Task requirements:
Every line with the string "this" should be gathered.

Data records:
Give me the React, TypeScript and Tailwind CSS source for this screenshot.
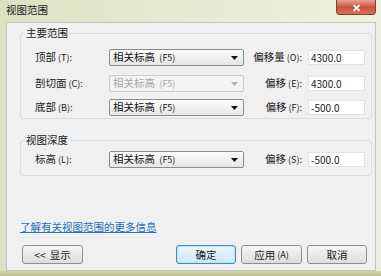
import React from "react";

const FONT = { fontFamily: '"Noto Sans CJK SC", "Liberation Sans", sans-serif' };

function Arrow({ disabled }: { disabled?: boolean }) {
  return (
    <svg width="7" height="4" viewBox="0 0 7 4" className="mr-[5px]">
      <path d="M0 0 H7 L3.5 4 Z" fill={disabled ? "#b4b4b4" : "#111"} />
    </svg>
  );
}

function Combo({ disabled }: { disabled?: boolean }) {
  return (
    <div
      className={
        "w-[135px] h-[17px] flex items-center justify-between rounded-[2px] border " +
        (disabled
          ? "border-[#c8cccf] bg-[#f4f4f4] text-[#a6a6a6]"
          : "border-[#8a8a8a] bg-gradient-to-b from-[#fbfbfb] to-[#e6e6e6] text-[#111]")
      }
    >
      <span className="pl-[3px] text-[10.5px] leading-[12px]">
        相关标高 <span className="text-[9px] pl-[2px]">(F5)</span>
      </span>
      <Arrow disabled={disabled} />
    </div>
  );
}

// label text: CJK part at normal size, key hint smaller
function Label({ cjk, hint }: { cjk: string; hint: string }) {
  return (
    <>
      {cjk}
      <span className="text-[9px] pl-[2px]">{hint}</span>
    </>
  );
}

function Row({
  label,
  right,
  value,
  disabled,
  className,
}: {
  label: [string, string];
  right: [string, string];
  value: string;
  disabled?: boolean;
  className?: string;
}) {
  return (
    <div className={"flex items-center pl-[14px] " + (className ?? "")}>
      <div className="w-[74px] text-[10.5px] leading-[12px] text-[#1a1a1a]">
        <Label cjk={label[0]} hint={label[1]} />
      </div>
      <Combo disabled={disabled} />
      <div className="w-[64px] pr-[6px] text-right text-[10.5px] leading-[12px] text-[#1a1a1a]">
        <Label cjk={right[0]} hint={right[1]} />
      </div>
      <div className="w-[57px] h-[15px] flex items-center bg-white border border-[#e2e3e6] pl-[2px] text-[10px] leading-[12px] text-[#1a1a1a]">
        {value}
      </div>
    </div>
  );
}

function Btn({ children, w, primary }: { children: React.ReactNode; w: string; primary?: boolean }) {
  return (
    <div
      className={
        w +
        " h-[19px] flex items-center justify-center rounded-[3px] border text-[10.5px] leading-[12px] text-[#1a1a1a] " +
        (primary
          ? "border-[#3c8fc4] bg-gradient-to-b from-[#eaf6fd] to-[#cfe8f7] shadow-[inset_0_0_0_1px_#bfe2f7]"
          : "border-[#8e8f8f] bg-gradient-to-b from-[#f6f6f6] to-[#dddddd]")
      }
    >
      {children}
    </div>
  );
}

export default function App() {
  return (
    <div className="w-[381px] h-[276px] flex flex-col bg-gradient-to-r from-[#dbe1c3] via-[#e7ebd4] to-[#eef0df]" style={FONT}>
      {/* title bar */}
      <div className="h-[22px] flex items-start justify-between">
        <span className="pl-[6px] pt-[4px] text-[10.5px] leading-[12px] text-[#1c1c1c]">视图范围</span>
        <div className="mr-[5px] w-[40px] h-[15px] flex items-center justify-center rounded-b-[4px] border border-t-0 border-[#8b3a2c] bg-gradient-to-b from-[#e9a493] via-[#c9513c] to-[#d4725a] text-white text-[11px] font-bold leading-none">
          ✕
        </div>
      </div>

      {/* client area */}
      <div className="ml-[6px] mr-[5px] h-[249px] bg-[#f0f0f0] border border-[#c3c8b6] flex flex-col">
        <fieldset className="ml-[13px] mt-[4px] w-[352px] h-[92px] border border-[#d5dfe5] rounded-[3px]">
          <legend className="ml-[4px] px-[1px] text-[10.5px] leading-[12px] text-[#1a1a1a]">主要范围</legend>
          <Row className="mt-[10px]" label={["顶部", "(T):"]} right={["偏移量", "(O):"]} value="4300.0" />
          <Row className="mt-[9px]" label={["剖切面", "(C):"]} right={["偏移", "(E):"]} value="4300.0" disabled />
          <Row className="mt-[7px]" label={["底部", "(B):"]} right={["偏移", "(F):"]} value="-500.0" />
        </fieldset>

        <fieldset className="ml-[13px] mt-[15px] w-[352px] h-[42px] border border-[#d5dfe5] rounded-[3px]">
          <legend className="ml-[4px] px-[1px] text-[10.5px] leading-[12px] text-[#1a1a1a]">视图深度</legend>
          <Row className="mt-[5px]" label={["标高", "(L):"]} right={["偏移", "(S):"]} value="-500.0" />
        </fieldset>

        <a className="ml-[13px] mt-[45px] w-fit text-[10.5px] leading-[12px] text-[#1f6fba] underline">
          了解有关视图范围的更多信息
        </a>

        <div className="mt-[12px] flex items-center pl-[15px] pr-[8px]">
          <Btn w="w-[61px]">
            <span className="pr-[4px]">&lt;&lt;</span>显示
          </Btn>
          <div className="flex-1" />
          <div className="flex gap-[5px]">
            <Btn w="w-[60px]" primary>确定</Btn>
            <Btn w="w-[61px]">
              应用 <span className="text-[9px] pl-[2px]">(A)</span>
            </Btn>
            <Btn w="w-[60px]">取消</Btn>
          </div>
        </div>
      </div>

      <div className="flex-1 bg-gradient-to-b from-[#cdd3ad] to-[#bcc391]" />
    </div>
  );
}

==

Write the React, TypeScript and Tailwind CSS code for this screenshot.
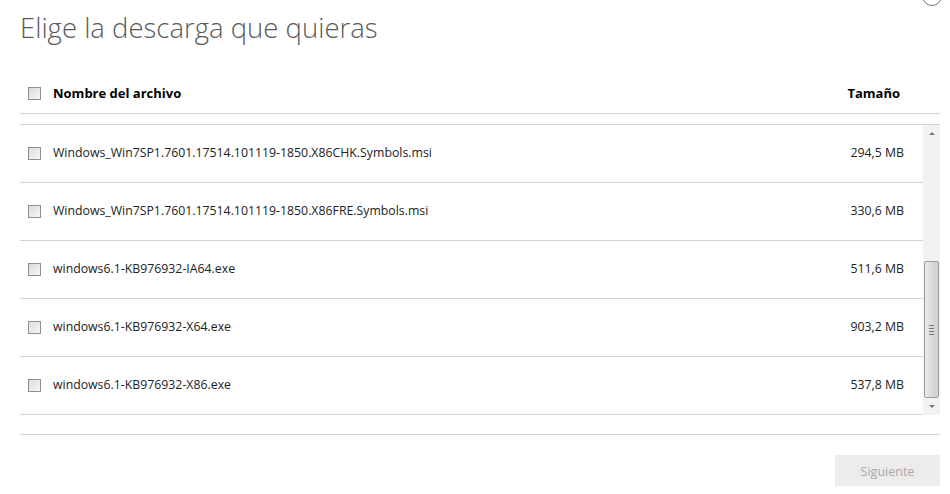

---

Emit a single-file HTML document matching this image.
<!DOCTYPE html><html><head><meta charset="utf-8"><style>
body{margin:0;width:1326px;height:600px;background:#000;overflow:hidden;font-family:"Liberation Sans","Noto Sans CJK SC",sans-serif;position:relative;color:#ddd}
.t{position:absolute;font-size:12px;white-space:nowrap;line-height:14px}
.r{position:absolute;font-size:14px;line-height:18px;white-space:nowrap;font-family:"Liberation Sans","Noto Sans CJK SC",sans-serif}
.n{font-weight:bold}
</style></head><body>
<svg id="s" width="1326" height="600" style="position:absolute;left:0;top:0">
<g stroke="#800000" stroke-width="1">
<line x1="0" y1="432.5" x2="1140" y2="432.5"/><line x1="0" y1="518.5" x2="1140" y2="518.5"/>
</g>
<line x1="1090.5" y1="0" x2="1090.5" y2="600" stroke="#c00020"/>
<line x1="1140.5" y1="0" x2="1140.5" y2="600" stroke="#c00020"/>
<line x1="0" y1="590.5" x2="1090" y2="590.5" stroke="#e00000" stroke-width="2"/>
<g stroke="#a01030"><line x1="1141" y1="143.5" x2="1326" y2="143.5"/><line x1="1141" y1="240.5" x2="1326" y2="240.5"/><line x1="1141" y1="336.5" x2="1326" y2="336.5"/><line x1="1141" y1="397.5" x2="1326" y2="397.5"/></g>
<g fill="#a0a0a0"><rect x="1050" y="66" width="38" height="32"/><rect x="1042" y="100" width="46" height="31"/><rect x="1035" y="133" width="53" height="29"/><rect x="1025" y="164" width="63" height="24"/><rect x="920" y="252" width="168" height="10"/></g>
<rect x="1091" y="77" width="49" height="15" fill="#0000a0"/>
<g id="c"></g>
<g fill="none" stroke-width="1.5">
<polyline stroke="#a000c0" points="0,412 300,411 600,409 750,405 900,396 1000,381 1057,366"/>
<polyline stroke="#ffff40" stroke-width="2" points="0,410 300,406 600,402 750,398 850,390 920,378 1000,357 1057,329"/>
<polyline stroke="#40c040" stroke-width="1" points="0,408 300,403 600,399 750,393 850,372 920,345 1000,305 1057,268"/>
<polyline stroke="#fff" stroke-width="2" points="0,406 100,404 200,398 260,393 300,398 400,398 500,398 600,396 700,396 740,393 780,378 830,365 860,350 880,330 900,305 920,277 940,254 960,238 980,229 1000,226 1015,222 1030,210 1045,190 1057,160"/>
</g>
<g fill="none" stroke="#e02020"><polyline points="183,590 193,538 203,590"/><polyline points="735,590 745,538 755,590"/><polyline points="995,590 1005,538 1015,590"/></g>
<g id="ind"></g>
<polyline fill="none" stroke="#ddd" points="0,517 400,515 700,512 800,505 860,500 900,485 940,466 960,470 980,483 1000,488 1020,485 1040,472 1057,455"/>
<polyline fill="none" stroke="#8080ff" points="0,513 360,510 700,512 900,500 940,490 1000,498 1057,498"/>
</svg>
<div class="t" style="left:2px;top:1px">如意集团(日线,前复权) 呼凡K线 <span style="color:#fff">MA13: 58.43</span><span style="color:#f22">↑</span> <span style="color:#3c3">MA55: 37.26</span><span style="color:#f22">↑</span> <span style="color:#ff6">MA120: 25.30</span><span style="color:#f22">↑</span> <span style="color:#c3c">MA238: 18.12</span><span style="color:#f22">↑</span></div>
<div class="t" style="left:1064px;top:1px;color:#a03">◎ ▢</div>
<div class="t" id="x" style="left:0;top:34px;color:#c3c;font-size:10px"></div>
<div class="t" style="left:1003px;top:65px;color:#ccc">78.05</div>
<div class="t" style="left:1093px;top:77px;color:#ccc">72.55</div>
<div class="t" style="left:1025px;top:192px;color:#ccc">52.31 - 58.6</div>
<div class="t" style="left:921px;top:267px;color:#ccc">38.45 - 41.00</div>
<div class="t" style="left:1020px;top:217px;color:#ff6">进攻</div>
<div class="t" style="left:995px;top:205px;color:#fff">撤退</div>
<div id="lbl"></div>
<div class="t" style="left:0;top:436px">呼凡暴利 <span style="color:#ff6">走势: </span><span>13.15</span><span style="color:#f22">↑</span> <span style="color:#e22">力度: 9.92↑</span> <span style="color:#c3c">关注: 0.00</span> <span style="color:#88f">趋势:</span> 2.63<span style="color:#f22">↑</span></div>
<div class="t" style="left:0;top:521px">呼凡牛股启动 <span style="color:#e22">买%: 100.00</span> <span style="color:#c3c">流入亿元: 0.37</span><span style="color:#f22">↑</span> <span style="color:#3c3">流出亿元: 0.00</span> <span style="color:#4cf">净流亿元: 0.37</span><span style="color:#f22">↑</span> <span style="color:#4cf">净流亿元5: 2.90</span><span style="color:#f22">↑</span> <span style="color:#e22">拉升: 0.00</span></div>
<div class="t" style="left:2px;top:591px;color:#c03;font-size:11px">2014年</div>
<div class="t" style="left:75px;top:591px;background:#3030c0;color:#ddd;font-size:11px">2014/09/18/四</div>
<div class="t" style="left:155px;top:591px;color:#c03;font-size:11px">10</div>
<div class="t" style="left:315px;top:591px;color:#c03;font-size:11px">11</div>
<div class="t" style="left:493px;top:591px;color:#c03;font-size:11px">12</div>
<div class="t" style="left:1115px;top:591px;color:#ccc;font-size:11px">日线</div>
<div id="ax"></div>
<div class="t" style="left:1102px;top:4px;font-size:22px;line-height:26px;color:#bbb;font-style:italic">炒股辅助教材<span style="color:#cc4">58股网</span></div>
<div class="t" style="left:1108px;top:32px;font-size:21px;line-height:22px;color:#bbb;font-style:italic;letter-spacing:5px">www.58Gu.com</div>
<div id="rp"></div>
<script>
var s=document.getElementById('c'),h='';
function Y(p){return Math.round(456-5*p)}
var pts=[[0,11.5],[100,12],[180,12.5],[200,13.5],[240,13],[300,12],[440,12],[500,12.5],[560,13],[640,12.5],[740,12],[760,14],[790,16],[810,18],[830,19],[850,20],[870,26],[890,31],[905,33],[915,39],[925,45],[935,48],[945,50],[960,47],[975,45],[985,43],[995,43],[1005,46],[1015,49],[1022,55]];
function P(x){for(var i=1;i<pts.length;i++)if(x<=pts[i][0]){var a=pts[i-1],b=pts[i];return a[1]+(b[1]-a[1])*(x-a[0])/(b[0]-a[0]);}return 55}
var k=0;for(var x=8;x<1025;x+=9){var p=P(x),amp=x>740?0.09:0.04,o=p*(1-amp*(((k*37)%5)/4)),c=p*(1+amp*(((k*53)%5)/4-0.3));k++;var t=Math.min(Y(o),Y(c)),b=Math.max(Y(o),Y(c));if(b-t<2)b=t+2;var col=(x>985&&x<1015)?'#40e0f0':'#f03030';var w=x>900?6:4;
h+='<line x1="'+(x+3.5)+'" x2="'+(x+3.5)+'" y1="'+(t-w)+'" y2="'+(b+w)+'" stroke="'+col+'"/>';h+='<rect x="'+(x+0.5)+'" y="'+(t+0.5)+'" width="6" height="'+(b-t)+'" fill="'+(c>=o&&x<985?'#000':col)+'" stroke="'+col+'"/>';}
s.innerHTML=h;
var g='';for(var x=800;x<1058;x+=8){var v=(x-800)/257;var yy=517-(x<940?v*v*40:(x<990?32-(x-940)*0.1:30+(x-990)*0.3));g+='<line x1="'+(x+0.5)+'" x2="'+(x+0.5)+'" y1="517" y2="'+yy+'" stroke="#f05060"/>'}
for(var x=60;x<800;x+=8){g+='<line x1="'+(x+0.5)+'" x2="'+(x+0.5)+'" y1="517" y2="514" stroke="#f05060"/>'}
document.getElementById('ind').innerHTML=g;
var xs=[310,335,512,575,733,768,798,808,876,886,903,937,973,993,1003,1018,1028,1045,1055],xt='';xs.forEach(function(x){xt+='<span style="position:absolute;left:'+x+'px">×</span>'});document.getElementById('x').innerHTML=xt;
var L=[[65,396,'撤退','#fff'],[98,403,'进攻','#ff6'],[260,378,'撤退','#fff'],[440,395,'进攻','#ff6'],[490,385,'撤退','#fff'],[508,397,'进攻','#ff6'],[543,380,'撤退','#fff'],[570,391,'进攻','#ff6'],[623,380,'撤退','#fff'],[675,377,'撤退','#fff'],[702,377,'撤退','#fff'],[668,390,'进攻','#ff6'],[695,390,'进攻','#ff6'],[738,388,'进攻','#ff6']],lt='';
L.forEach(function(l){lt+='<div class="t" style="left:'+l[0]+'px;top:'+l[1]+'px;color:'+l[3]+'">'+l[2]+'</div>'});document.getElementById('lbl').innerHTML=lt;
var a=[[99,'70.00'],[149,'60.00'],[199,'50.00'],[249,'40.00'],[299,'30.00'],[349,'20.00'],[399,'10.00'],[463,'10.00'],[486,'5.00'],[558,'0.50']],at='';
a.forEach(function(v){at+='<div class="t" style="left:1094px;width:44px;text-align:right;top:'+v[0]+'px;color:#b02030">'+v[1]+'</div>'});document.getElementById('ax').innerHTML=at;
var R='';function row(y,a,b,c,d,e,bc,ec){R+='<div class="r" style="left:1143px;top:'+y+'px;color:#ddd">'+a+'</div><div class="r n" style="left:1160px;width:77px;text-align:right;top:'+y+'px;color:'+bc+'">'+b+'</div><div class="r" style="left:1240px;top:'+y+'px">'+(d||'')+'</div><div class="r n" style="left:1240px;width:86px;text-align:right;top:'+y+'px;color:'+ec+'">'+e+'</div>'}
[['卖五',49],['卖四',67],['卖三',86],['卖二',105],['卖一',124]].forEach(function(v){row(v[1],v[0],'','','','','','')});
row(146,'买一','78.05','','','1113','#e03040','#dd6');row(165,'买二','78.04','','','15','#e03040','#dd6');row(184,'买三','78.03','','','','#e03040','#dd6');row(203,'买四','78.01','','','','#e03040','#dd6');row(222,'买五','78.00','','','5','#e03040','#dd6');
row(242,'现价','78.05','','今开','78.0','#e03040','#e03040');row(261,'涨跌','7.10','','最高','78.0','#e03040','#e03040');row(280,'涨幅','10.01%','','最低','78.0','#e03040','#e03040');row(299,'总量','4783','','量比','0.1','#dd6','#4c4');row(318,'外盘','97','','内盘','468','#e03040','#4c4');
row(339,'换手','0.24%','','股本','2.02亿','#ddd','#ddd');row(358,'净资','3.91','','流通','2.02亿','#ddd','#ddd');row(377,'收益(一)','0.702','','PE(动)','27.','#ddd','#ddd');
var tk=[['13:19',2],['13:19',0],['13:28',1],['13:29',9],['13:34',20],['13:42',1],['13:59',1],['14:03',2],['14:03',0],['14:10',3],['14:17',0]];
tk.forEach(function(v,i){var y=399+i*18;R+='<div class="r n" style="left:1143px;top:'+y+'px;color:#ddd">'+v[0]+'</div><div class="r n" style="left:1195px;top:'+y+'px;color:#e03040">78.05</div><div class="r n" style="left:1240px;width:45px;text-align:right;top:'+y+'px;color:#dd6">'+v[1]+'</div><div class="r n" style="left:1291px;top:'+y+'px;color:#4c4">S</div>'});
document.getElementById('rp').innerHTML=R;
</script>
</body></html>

Correct result:
Give me the React, TypeScript and Tailwind CSS source for this screenshot.
Write the React, TypeScript and Tailwind CSS code for this screenshot.
Emit a single-file HTML document matching this image.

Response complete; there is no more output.